§ RECORDED DATA
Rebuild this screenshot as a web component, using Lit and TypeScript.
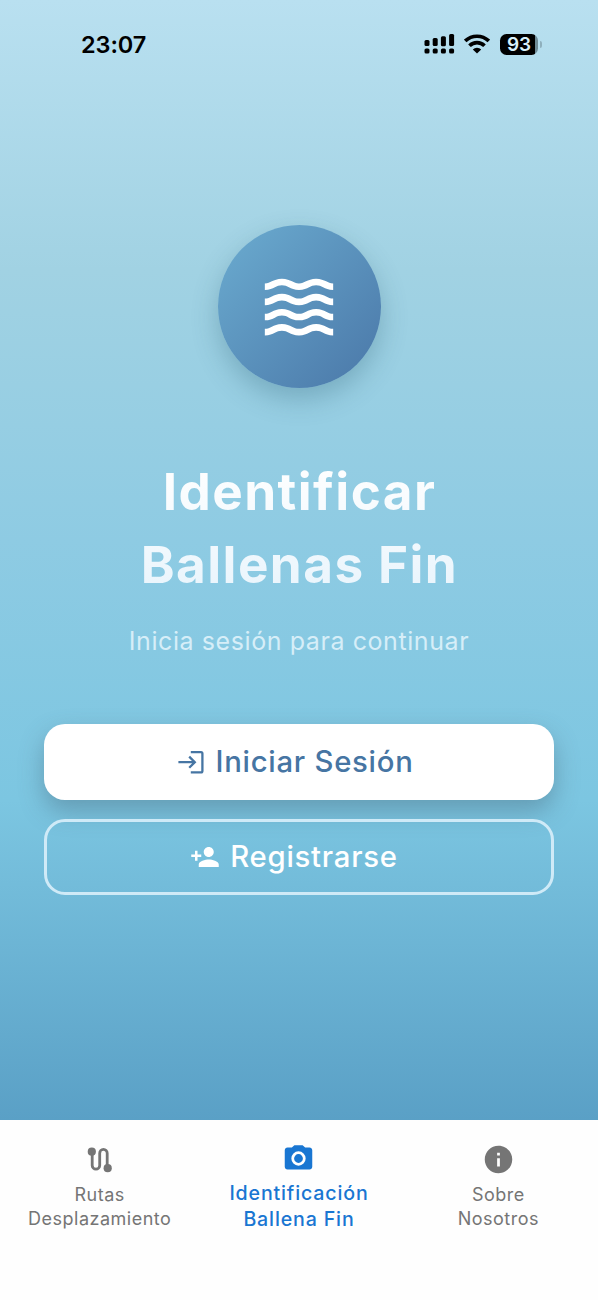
import { LitElement, html, svg, css } from "lit";
import { customElement } from "lit/decorators.js";

const WAVE =
  "M17 16.99c-1.35 0-2.2.42-2.95.8-.65.33-1.18.6-2.05.6-.9 0-1.4-.25-2.05-.6-.75-.38-1.57-.8-2.95-.8s-2.2.42-2.95.8c-.65.33-1.17.6-2.05.6v1.95c1.35 0 2.2-.42 2.95-.8.65-.33 1.17-.6 2.05-.6s1.4.25 2.05.6c.75.38 1.57.8 2.95.8s2.2-.42 2.95-.8c.65-.33 1.18-.6 2.05-.6.9 0 1.4.25 2.05.6.75.38 1.58.8 2.95.8v-1.95c-.9 0-1.4-.25-2.05-.6-.75-.38-1.6-.8-2.95-.8z";

@customElement("app-root")
export class AppRoot extends LitElement {
  static styles = css`
    :host {
      display: flex;
      flex-direction: column;
      width: 598px;
      height: 1300px;
      overflow: hidden;
      font-family: Inter, "Liberation Sans", sans-serif;
      background: #fefefe;
    }
    svg { display: block; flex: none; }
    .screen {
      height: 1120px;
      display: flex;
      flex-direction: column;
      align-items: center;
      background: linear-gradient(180deg, #b9e0f0 0, #a1d2e3 270px, #8ecbe3 540px, #7cc6e1 800px, #5aa0c6 1120px);
    }
    .status {
      align-self: stretch;
      box-sizing: border-box;
      height: 88px;
      padding: 0 56px 0 81px;
      display: flex;
      align-items: center;
      color: #000;
    }
    .time { flex: 1; padding-top: 2px; font-size: 23.5px; font-weight: 600; line-height: 30px; letter-spacing: -.1px; }
    .signal { margin-right: 9px; }
    .wifi { margin-right: 10px; }
    .battery {
      width: 38px; height: 21px; border-radius: 6.5px;
      background: linear-gradient(90deg, #000 93%, #6f8b96 93%);
      color: #d8f0fa; font-size: 19px; font-weight: 600; line-height: 21px; text-align: center;
    }
    .cap { width: 2px; height: 7px; margin-left: 2px; border-radius: 0 2px 2px 0; background: #8fb0bd; }
    .badge {
      width: 163px; height: 163px; margin-top: 137px; border-radius: 50%;
      display: flex; align-items: center; justify-content: center;
      background: linear-gradient(135deg, #6bacd0, #4a77a8);
      box-shadow: 0 11px 27px rgba(40, 90, 110, .3);
      color: #fff;
    }
    h1 {
      margin: 67px 0 0; padding-left: 1px; font-size: 51.3px; line-height: 73px; font-weight: 700;
      letter-spacing: 1.4px; text-align: center;
      background: linear-gradient(180deg, #fff, #e8f4fc);
      -webkit-background-clip: text; background-clip: text; color: transparent;
    }
    .line { display: block; }
    .hint { margin: 21px 0 0; font-size: 25px; line-height: 38px; font-weight: 400; letter-spacing: .58px; color: #d6eef8; }
    .actions { width: 510px; margin-top: 64px; display: flex; flex-direction: column; gap: 19px; }
    .btn {
      box-sizing: border-box; height: 76px; border: 0; padding: 0 8px 0 0; border-radius: 21px;
      display: flex; align-items: center; justify-content: center; gap: 9px;
      font: 550 29.3px/38px Inter, sans-serif; letter-spacing: .75px;
    }
    .primary { background: #fff; color: #4675a3; box-shadow: 0 11px 24px rgba(70, 105, 125, .45); }
    .outline { background: transparent; color: #fff; border: 3px solid #cfeaf7; padding-right: 10px; gap: 10px; }
    nav { flex: 1; display: grid; grid-template-columns: 1fr 1fr 1fr; background: #fefefe; }
    .tab { display: flex; flex-direction: column; align-items: center; padding-top: 23px; color: #757575; }
    .label { margin-top: 6.5px; font-size: 18px; line-height: 24.5px; letter-spacing: .5px; text-align: center; }
    .active { color: #1976d2; padding-top: 22px; }
    .active .label { font-weight: 550; font-size: 19.6px; line-height: 26px; letter-spacing: .85px; margin-top: 5px; }
  `;

  render() {
    return html`
      <main class="screen">
        <div class="status">
          <div class="time">23:07</div>
          <svg class="signal" width="31" height="20" viewBox="0 0 31 20" fill="#000">
            ${[0, 1, 2, 3].map((i) => svg`
              <rect x=${0.5 + i * 8.2} y=${[6, 4, 2.2, 0][i]} width="5" height=${[6, 8, 10, 12][i]} rx="1.5" />
              <rect x=${0.5 + i * 8.2} y="14.5" width="5" height="5" rx="1.6" />`)}
          </svg>
          <svg class="wifi" width="26" height="20" viewBox="0 0 26 20" fill="none" stroke="#000" stroke-width="3.7">
            <path d="M1.2 7a17 17 0 0 1 23.6 0M5.5 11.8a10.6 10.6 0 0 1 15 0" />
            <path d="M13 19.6l-4.2-4.2a5.9 5.9 0 0 1 8.4 0z" fill="#000" stroke="none" />
          </svg>
          <div class="battery">93</div>
          <div class="cap"></div>
        </div>
        <div class="badge">
          <svg width="82" height="82" viewBox="0 0 24 24" fill="currentColor">
            ${[0, 1, 2, 3].map((i) => svg`<path d=${WAVE} transform="translate(0 ${-4.43 * i})" />`)}
          </svg>
        </div>
        <h1><span class="line">Identificar</span><span class="line">Ballenas Fin</span></h1>
        <p class="hint">Inicia sesión para continuar</p>
        <div class="actions">
          <button class="btn primary">
            <svg width="30" height="30" viewBox="0 0 30 30" fill="none" stroke="currentColor" stroke-width="2.3"><path d="M14.8 5.1H25a1.4 1.4 0 0 1 1.4 1.4V24a1.4 1.4 0 0 1-1.4 1.4H14.8M2.4 15.2H18.6M13.2 9.6l5.6 5.6-5.6 5.6" /></svg>
            <span>Iniciar Sesión</span>
          </button>
          <button class="btn outline">
            <svg width="30" height="30" viewBox="0 0 24 24" fill="currentColor"><path d="M15 12c2.21 0 4-1.79 4-4s-1.79-4-4-4-4 1.79-4 4 1.79 4 4 4zm-9-2V7H4v3H1v2h3v3h2v-3h3v-2H6zm9 4c-2.67 0-8 1.34-8 4v2h16v-2c0-2.66-5.33-4-8-4z" /></svg>
            <span>Registrarse</span>
          </button>
        </div>
      </main>
      <nav>
        <div class="tab">
          <svg width="33" height="33" viewBox="0 0 33 33" fill="currentColor">
            <path d="M9.2 9v13.4a3.75 3.75 0 0 0 7.5 0V10.2a3.75 3.75 0 0 1 7.5 0V25" fill="none" stroke="currentColor" stroke-width="2.8" />
            <circle cx="8.8" cy="8.7" r="4.1" />
            <circle cx="24.7" cy="25.2" r="4.1" />
          </svg>
          <div class="label">Rutas<br />Desplazamiento</div>
        </div>
        <div class="tab active">
          <svg width="33" height="33" viewBox="0 0 24 24" fill="currentColor"><path fill-rule="evenodd" d="M20 4h-3.17L15 2.3H9L7.17 4H4c-1.1 0-2 .9-2 2v12c0 1.1.9 2 2 2h16c1.1 0 2-.9 2-2V6c0-1.1-.9-2-2-2zm-8 13.2a5.2 5.2 0 1 1 0-10.4 5.2 5.2 0 0 1 0 10.4zm0-2a3.2 3.2 0 1 0 0-6.4 3.2 3.2 0 0 0 0 6.4z" /></svg>
          <div class="label">Identificación<br />Ballena Fin</div>
        </div>
        <div class="tab">
          <svg width="33" height="33" viewBox="0 0 24 24" fill="currentColor"><path d="M12 2C6.48 2 2 6.48 2 12s4.48 10 10 10 10-4.48 10-10S17.52 2 12 2zm1 15h-2v-6h2v6zm0-8h-2V7h2v2z" /></svg>
          <div class="label">Sobre<br />Nosotros</div>
        </div>
      </nav>
    `;
  }
}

§ WHAT NEEDS TO BE DONE
Exactly as they appear, print the lines of the listing above from its first line through the line that contains "0 2.2-.42 2.95-.8.65-.33", minus the pictures.

§ TASK RESULT
Rebuild this screenshot as a web component, using Lit and TypeScript.
import { LitElement, html, svg, css } from "lit";
import { customElement } from "lit/decorators.js";

const WAVE =
  "M17 16.99c-1.35 0-2.2.42-2.95.8-.65.33-1.18.6-2.05.6-.9 0-1.4-.25-2.05-.6-.75-.38-1.57-.8-2.95-.8s-2.2.42-2.95.8c-.65.33-1.17.6-2.05.6v1.95c1.35 0 2.2-.42 2.95-.8.65-.33 1.17-.6 2.05-.6s1.4.25 2.05.6c.75.38 1.57.8 2.95.8s2.2-.42 2.95-.8c.65-.33 1.18-.6 2.05-.6.9 0 1.4.25 2.05.6.75.38 1.58.8 2.95.8v-1.95c-.9 0-1.4-.25-2.05-.6-.75-.38-1.6-.8-2.95-.8z";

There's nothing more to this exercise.